I’ve always been one who jumps head-first into political discourse. A fair discussion/debate has always been entertaining for me.
I like making connections between our current socioeconomic issues and philosophy and history and religion and societal expectations. But lately, with the divisive nature of people’s opinions and the abundance of misinformation, these conversations are increasingly difficult to have.
I often find myself blaming social media for this polarization. The algorithms have become a sort of thought controlling entity. Each of us now living in our own digital realities.
People’s views are so polarized, and recognizing that someone’s view is different than your own seems to elicit only anger and defensiveness. I’ve had angry conversations with people for simply pointing out that the stat that are using to back up their argument is incorrect or nonfactual.
Hell, I’ve even had arguments where myself and the person arguing with me are in total agreement.
At this point, it’s like we are all on the defensive, unable to actually listen to the person opposite us. It’s exhausting and constantly has me on edge. Especially when some big event hits the news or social media feed. I know my timelines will be flooded with vitriol and backward opinions.
I also know that I can’t escape this discourse.
As a queer woman, and an individual who has high regards for peer reviewed evidence, my identity intersects in particular ways. And my refusal of gender roles adds an extra layer to the identity sandwich I find myself in. Often, it feels like my sexuality and intelligence is regulated to only being permissible when others want me to agree with them.
Like I’m a “diet straight” girl, not a “real” gay. Or that I have no idea what I’m talking about, when in reality I’ve done my fair share of reading and research into the topic.
This sort of dismissal of lived experience, research, and intersectionality puts so much tension in my bones. I feel denied my identity and intelligence. Especially now that social media, businesses, and certain governments seem to be reanimating the ugly rotten corpse of “don’t say gay” social policies and ideas.
But its much easier to be taken advantage by the powers that be when we are distracted by nonsense politicking. It’s like a slight of hand trick. Keep the angry masses, angry and distracted, so that the 1% can push through exploitive bills, legislations, and policies. And then if somehow the masses catch on to the plotting, simply do another slight of hand trick and blame some other small, niche, group of “unlikeables”.
Its a historical pattern we have seen time and time again. And it’s unfortunate, that like the generations that came before us, we are falling for it all over again.
I’m beginning to hate politics. And hating politics feels a lot like giving up. Defeat is an ugly feeling.
Especially when the victor gloats.
But I think there’s still hope. The opposite of division is community. And talking to our neighbours, friends, and even strangers online can foster a sense of unity.
No community will always be in agreement, and healthy disagreement is important not only for relationships but also our democracy. To have a healthy debate, to actually be productive in our arguments, we need to stop and listen to each other and ask questions. Meet somewhere on common ground. Undo the brainwashing of algorithm-fuelled hatred.

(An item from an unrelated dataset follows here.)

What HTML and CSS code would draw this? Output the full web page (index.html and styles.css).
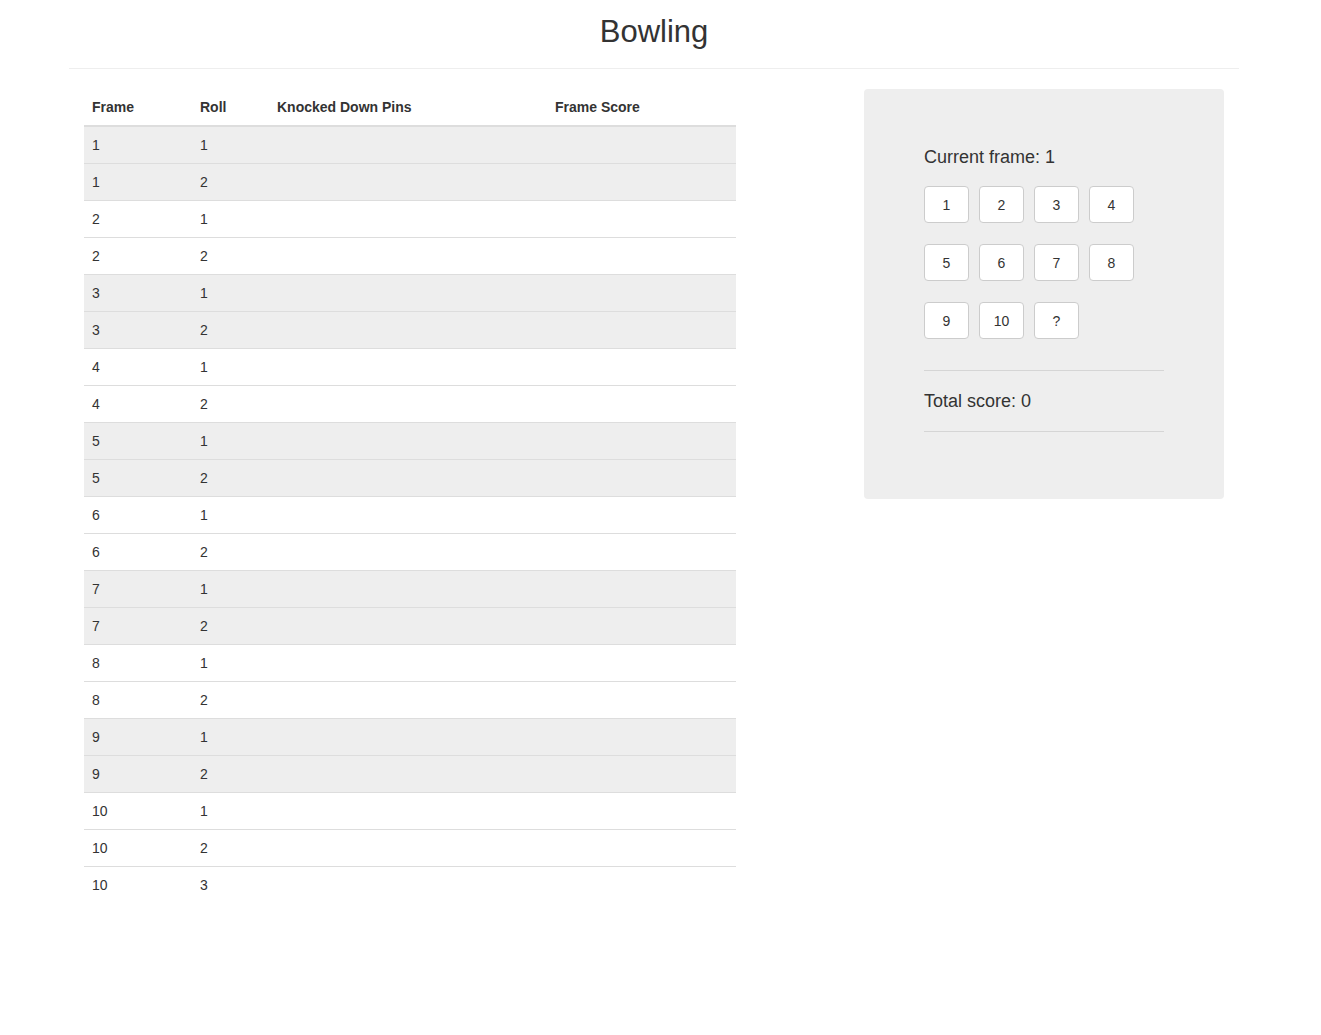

And that starts with us. With those who are watching their friends and family be changed into angry people over conspiratorial facebook posts, or alt-news. We need to find the source of why they are attracted to these types of thought-ending discourses and understand that often, there’s a fear of the unknown lurking at the bottom of it.
There’s nothing wrong with fear, we all experience it in one way or another. But its easier to manage when it hasn’t grown into a monster.